Brief:
Lines containing the word "screenshot" need to be counted. Please reply with how many there are, and nothing else.
^^^^^^^^^^^^^^^^
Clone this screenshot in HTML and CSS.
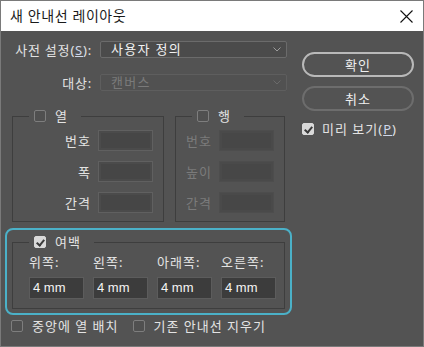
FILE: index.html
```html
<!DOCTYPE html>
<html lang="ko">
<head>
  <meta charset="UTF-8">
  <meta name="viewport" content="width=device-width, initial-scale=1.0">
  <title>새 안내선 레이아웃</title>
  <link rel="stylesheet" href="styles.css">
</head>
<body>
  <div class="dialog">
    <div class="titlebar">
      <span class="title">새 안내선 레이아웃</span>
      <svg class="close" width="13" height="13" viewBox="0 0 13 13">
        <path d="M0.5 0.5L12.5 12.5M12.5 0.5L0.5 12.5" stroke="#111" stroke-width="1.1" fill="none"/>
      </svg>
    </div>

    <div class="content">
      <div class="main">
        <div class="form-row">
          <span class="row-label">사전 설정(<u class="key">S</u>):</span>
          <div class="select">
            <span>사용자 정의</span>
            <svg class="chevron" width="8" height="5" viewBox="0 0 8 5"><path d="M0.5 0.5L4 4L7.5 0.5" stroke="#9c9c9c" fill="none"/></svg>
          </div>
        </div>
        <div class="form-row second">
          <span class="row-label">대상:</span>
          <div class="select disabled">
            <span>캔버스</span>
            <svg class="chevron" width="8" height="5" viewBox="0 0 8 5"><path d="M0.5 0.5L4 4L7.5 0.5" stroke="#6a6a6a" fill="none"/></svg>
          </div>
        </div>

        <div class="groups">
          <fieldset class="group col-group">
            <legend><span class="legend-inner"><span class="check"></span><span>열</span></span></legend>
            <div class="field"><span>번호</span><span class="input"></span></div>
            <div class="field"><span>폭</span><span class="input"></span></div>
            <div class="field"><span>간격</span><span class="input"></span></div>
          </fieldset>
          <fieldset class="group row-group disabled">
            <legend><span class="legend-inner"><span class="check"></span><span>행</span></span></legend>
            <div class="field"><span>번호</span><span class="input"></span></div>
            <div class="field"><span>높이</span><span class="input"></span></div>
            <div class="field"><span>간격</span><span class="input"></span></div>
          </fieldset>
        </div>

        <div class="margin-focus">
          <fieldset class="group margin-group">
            <legend><span class="legend-inner"><span class="check on"></span><span>여백</span></span></legend>
            <div class="margin-grid">
              <span>위쪽:</span>
              <span>왼쪽:</span>
              <span>아래쪽:</span>
              <span>오른쪽:</span>
              <span class="value">4 mm</span>
              <span class="value">4 mm</span>
              <span class="value">4 mm</span>
              <span class="value">4 mm</span>
            </div>
          </fieldset>
        </div>

        <div class="options">
          <span class="option"><span class="check"></span><span>중앙에 열 배치</span></span>
          <span class="option"><span class="check"></span><span>기존 안내선 지우기</span></span>
        </div>
      </div>

      <div class="side">
        <button class="btn primary">확인</button>
        <button class="btn">취소</button>
        <span class="option preview"><span class="check on"></span><span>미리 보기(<u class="key">P</u>)</span></span>
      </div>
    </div>
  </div>
</body>
</html>
```

FILE: styles.css
```css
* {
  box-sizing: border-box;
}
body {
  margin: 0;
  background: #535353;
  font-family: "Noto Sans", "Noto Sans CJK KR", sans-serif;
  font-size: 13px;
  letter-spacing: 1px;
  color: #e3e3e3;
}
.dialog {
  width: 424px;
  height: 347px;
  border: 1px solid #7a7a7a;
  background: #535353;
  display: flex;
  flex-direction: column;
}
.titlebar {
  height: 30px;
  flex: none;
  background: #fff;
  display: flex;
  align-items: center;
  justify-content: space-between;
  padding: 0 10px 0 9px;
}
.title {
  color: #1a1a1a;
  font-size: 14px;
  letter-spacing: 0.6px;
  line-height: 16px;
}
.close {
  display: block;
}
.content {
  display: flex;
  padding-top: 10px;
}
.main {
  width: 290px;
  flex: none;
}
.form-row {
  display: flex;
  align-items: center;
  height: 17px;
}
.form-row.second {
  margin-top: 16px;
}
.row-label {
  width: 91px;
  text-align: right;
  line-height: 16px;
  letter-spacing: 0.8px;
}
.key {
  text-decoration: underline;
  color: #cfd8ea;
}
.select {
  margin-left: 8px;
  width: 187px;
  height: 17px;
  border: 1px solid #6b6b6b;
  border-radius: 2px;
  background: #4b4b4b;
  display: flex;
  align-items: center;
  justify-content: space-between;
  padding: 0 5px 0 10px;
  color: #f2f2f2;
  line-height: 15px;
  letter-spacing: 1.3px;
}
.select.disabled {
  border-color: #5e5e5e;
  background: #515151;
  color: #7a7a7a;
}
.chevron {
  display: block;
}
.groups {
  display: flex;
  gap: 11px;
  padding-left: 11px;
  margin-top: 18px;
}
.group {
  margin: 0;
  min-width: 0;
  border: 1px solid #3e3e3e;
  padding: 0 10px 8px 0;
}
.group legend {
  margin-left: 16px;
  padding: 0 13px 0 5px;
  height: 14px;
}
.legend-inner {
  display: flex;
  align-items: center;
  gap: 9px;
  line-height: 14px;
}
.col-group {
  width: 152px;
}
.row-group {
  width: 110px;
}
.field {
  display: flex;
  justify-content: flex-end;
  align-items: center;
  gap: 7px;
  margin-top: 10px;
  line-height: 16px;
}
.field:first-of-type {
  margin-top: 7px;
}
.input {
  width: 55px;
  height: 21px;
  border: 1px solid #606060;
  background: #464646;
  box-shadow: inset 0 0 0 2px #4b4b4b;
}
.disabled .field {
  color: #7b7b7b;
}
.disabled .input {
  border-color: #4d4d4d;
  background: #474747;
  box-shadow: inset 0 0 0 2px #4a4a4a;
}
.check {
  width: 12px;
  height: 12px;
  flex: none;
  border: 1px solid #7e7e7e;
  border-radius: 2px;
  background: #505050;
  display: inline-block;
  position: relative;
}
.check.on {
  background: #d9d9d9;
  border-color: #d9d9d9;
}
.check.on::after {
  content: "";
  position: absolute;
  left: 3px;
  top: 1px;
  width: 3px;
  height: 6px;
  border: solid #3a3a3a;
  border-width: 0 2px 2px 0;
  transform: rotate(40deg);
}
.margin-focus {
  width: 287px;
  margin: 6px 0 0 4px;
  border: 2px solid #4bb1c8;
  border-radius: 8px;
  padding: 5px 5px 4px 5px;
}
.margin-group {
  width: 273px;
  padding: 0 0 9px 0;
}
.margin-grid {
  display: grid;
  grid-template-columns: repeat(4, 55px);
  column-gap: 9px;
  row-gap: 7px;
  padding-left: 16px;
  margin-top: 5px;
  line-height: 16px;
}
.value {
  height: 22px;
  border: 1px solid #5c5c5c;
  background: #3c3c3c;
  color: #f4f4f4;
  font-family: "Liberation Sans", Arial, sans-serif;
  font-size: 13px;
  letter-spacing: 0;
  line-height: 20px;
  padding-left: 3px;
}
.options {
  display: flex;
  gap: 14px;
  padding-left: 10px;
  margin-top: 3px;
}
.option {
  display: inline-flex;
  align-items: center;
  gap: 9px;
  line-height: 16px;
}
.side {
  width: 112px;
  margin-left: 11px;
  padding-top: 11px;
  display: flex;
  flex-direction: column;
}
.btn {
  height: 25px;
  border: 2px solid #6d6d6d;
  border-radius: 13px;
  background: transparent;
  color: #f0f0f0;
  font-family: inherit;
  font-size: 13px;
  letter-spacing: 1px;
  padding: 0;
  margin-top: 9px;
}
.btn.primary {
  border-color: #b9b9b9;
  margin-top: 0;
}
.preview {
  margin-top: 10px;
  gap: 8px;
}
```
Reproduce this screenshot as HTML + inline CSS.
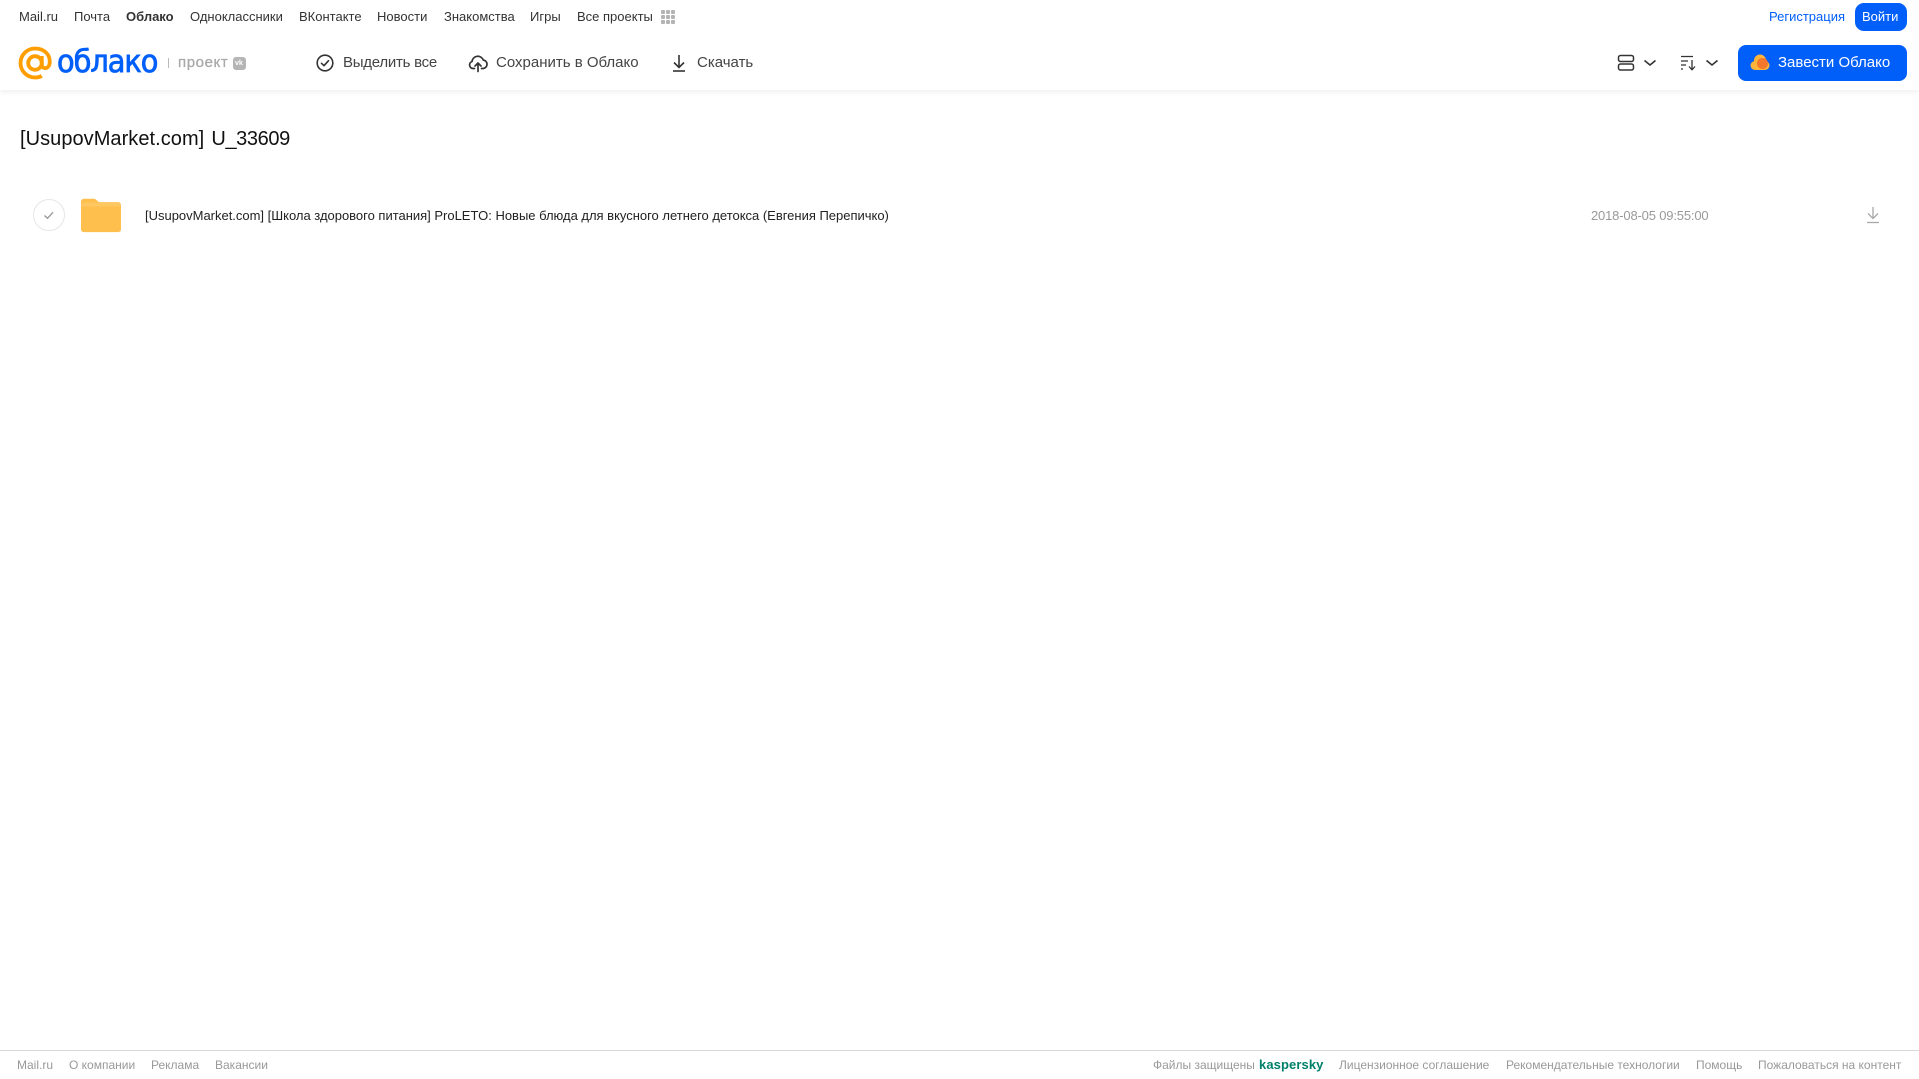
<!DOCTYPE html>
<html lang="ru">
<head>
<meta charset="utf-8">
<title>Облако</title>
<style>
html,body{margin:0;padding:0;background:#fff}
body{width:1919px;height:1079px;position:relative;overflow:hidden;font-family:"Liberation Sans","Noto Sans CJK SC",sans-serif;color:#333}
.t{position:absolute;white-space:nowrap;line-height:20px}
.n{top:7px;font-size:13px;color:#333}
.a{top:53px;font-size:15px;color:#444}
.f{top:1055px;font-size:12px;color:#999}
svg{position:absolute;display:block}
#hdr{position:absolute;left:0;top:0;width:1919px;height:90px;background:#fff;box-shadow:0 2px 6px rgba(0,0,0,.07)}
.btn{position:absolute;background:#005ff9;border-radius:7px}
</style>
</head>
<body>
<div id="hdr"></div>

<span class="t n" style="left:19px">Mail.ru</span>
<span class="t n" style="left:74px">Почта</span>
<span class="t n" style="left:126px;font-weight:bold">Облако</span>
<span class="t n" style="left:190px">Одноклассники</span>
<span class="t n" style="left:299px">ВКонтакте</span>
<span class="t n" style="left:377px">Новости</span>
<span class="t n" style="left:444px">Знакомства</span>
<span class="t n" style="left:530px">Игры</span>
<span class="t n" style="left:577px">Все проекты</span>
<svg style="left:660px;top:9px" width="16" height="16" fill="#b4b4b4"><rect x="1" y="1" width="4" height="4" rx="1"/><rect x="6" y="1" width="4" height="4" rx="1"/><rect x="11" y="1" width="4" height="4" rx="1"/><rect x="1" y="6" width="4" height="4" rx="1"/><rect x="6" y="6" width="4" height="4" rx="1"/><rect x="11" y="6" width="4" height="4" rx="1"/><rect x="1" y="11" width="4" height="4" rx="1"/><rect x="6" y="11" width="4" height="4" rx="1"/><rect x="11" y="11" width="4" height="4" rx="1"/></svg>

<span class="t n" style="left:1769px;color:#005ff9">Регистрация</span>
<div class="btn" style="left:1855px;top:3px;width:52px;height:28px;border-radius:9px"></div>
<span class="t n" style="left:1862px;color:#fff">Войти</span>

<!-- logo -->
<svg style="left:18px;top:46px" width="34" height="34" viewBox="0 0 34 34" fill="none" stroke="#ff9e00" stroke-width="3.800"><circle cx="17" cy="17" r="6.800"/><path d="M23.800 10v8.500c0 5 6.700 5 7.700-.5C33 9 26.500 2.500 17 2.500 9 2.500 2.500 9 2.500 17S9 31.500 17 31.500c2.800 0 4.800-.5 6.800-1.500"/></svg>
<span class="t" style="left:57px;top:45px;font-size:31px;line-height:34px;color:#005ff9;font-family:'DejaVu Sans',sans-serif;letter-spacing:-1.100px;-webkit-text-stroke:.8px #005ff9;transform:scaleX(.93);transform-origin:left center">облако</span>
<div style="position:absolute;left:168px;top:58px;width:1px;height:10px;background:#bbb"></div>
<span class="t" style="left:178px;top:53px;font-size:15px;color:#a9a9a9;letter-spacing:.6px;-webkit-text-stroke:.3px #a9a9a9">проект</span>
<div style="position:absolute;left:233px;top:57px;width:13px;height:13px;background:#b5b5b5;border-radius:3px"></div>
<span class="t" style="left:235px;top:58px;font-size:7px;line-height:11px;font-weight:bold;color:#fff">vk</span>

<!-- actions -->
<svg style="left:315px;top:53px" width="20" height="20" viewBox="0 0 20 20" fill="none" stroke="#333" stroke-width="1.600"><circle cx="10" cy="10" r="7.800"/><path d="M6.500 10.300l2.500 2.400 4.500-5" stroke-linecap="round" stroke-linejoin="round"/></svg>
<span class="t a" style="left:343px;letter-spacing:-.25px">Выделить все</span>
<svg style="left:468px;top:53px" width="20" height="20" viewBox="0 0 20 20" fill="none" stroke="#333" stroke-width="1.700" stroke-linecap="round" stroke-linejoin="round"><path d="M6.500 15.500H5a3.600 3.600 0 0 1-1-7A5.800 5.800 0 0 1 15.200 7a4.300 4.300 0 0 1 .3 8.500h-2"/><path d="M10 18.500v-8M7 13l3-3 3 3"/></svg>
<span class="t a" style="left:496px">Сохранить в Облако</span>
<svg style="left:669px;top:53px" width="20" height="20" viewBox="0 0 20 20" fill="none" stroke="#333" stroke-width="1.600"><path d="M10 2v12M5 9.500l5 5 5-5"/><path d="M4 18h12"/></svg>
<span class="t a" style="left:697px">Скачать</span>

<!-- right controls -->
<svg style="left:1617px;top:54px" width="18" height="18" viewBox="0 0 18 18" fill="none" stroke="#333" stroke-width="1.500"><rect x="1.500" y="1.500" width="15" height="6" rx="2"/><rect x="1.500" y="10" width="15" height="6" rx="2"/></svg>
<svg style="left:1643px;top:58px" width="14" height="10" viewBox="0 0 14 10" fill="none" stroke="#333" stroke-width="1.600"><path d="M1.500 2.500L7 7l5.500-4.500"/></svg>
<svg style="left:1680px;top:54px" width="18" height="18" viewBox="0 0 18 18" fill="none" stroke="#333" stroke-width="1.300"><path d="M1 2.500h12M1 7h7M1 11h5M1 15h2"/><path d="M12 6v10M9 12.500l3 3.300 3-3.300"/></svg>
<svg style="left:1705px;top:58px" width="14" height="10" viewBox="0 0 14 10" fill="none" stroke="#333" stroke-width="1.600"><path d="M1.500 2.500L7 7l5.500-4.500"/></svg>

<div class="btn" style="left:1738px;top:45px;width:169px;height:36px;border-radius:8px"></div>
<svg style="left:1750px;top:54px" width="20" height="18" viewBox="0 0 20 18"><g fill="#ffb43a"><circle cx="5" cy="11.500" r="4.500"/><circle cx="10" cy="6.500" r="6"/><circle cx="15" cy="11.500" r="4.500"/><rect x="5" y="10" width="10" height="6"/></g><circle cx="12.500" cy="9.500" r="5.500" fill="#f5772c"/></svg>
<span class="t a" style="left:1778px;color:#fff">Завести Облако</span>

<!-- title -->
<span class="t" style="left:20px;top:127px;font-size:20px;line-height:24px;color:#111;letter-spacing:.05px;word-spacing:1.500px">[UsupovMarket.com] <span style="letter-spacing:-.4px">U_33609</span></span>

<!-- row -->
<svg style="left:32px;top:198px" width="34" height="34" viewBox="0 0 34 34" fill="none"><circle cx="17" cy="17" r="15.500" stroke="#e6e6e6"/><path d="M12.500 17.500l3 2.800 5.500-6" stroke="#999" stroke-width="1.400"/></svg>
<svg style="left:81px;top:197px" width="40" height="36" viewBox="0 0 42 36"><path fill="#ffbf4d" d="M3 1h10c2 0 3 1 4 2l2 1.500h20a3 3 0 0 1 3 3V33a3 3 0 0 1-3 3H3a3 3 0 0 1-3-3V4a3 3 0 0 1 3-3z"/><path fill="#ffcb6b" d="M0 8a3 3 0 0 1 3-3h36a3 3 0 0 1 3 3v1H0z" opacity=".7"/></svg>
<span class="t" style="left:145px;top:206px;font-size:13px;color:#222;letter-spacing:-.01px">[UsupovMarket.com] [Школа здорового питания] ProLETO: Новые блюда для вкусного летнего детокса (Евгения Перепичко)</span>
<span class="t" style="left:1591px;top:206px;font-size:13px;color:#999;letter-spacing:-.17px">2018-08-05 09:55:00</span>
<svg style="left:1864px;top:206px" width="18" height="18" viewBox="0 0 18 18" fill="none" stroke="#a8a8a8" stroke-width="1.300"><path d="M9 1v11M4 7.500l5 5 5-5"/><path d="M3 16.500h12"/></svg>

<!-- footer -->
<div style="position:absolute;left:0;top:1050px;width:1919px;height:1px;background:#d9d9d9"></div>
<span class="t f" style="left:17px">Mail.ru</span>
<span class="t f" style="left:69px">О компании</span>
<span class="t f" style="left:151px">Реклама</span>
<span class="t f" style="left:215px">Вакансии</span>
<span class="t f" style="left:1153px">Файлы защищены</span>
<span class="t f" style="left:1259px;font-size:13px;font-weight:bold;color:#00806a;letter-spacing:.1px">kaspersky</span>
<span class="t f" style="left:1339px">Лицензионное соглашение</span>
<span class="t f" style="left:1506px">Рекомендательные технологии</span>
<span class="t f" style="left:1696px">Помощь</span>
<span class="t f" style="left:1758px">Пожаловаться на контент</span>
</body>
</html>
^^^^^^^^^^^^^^^^
Task output:
2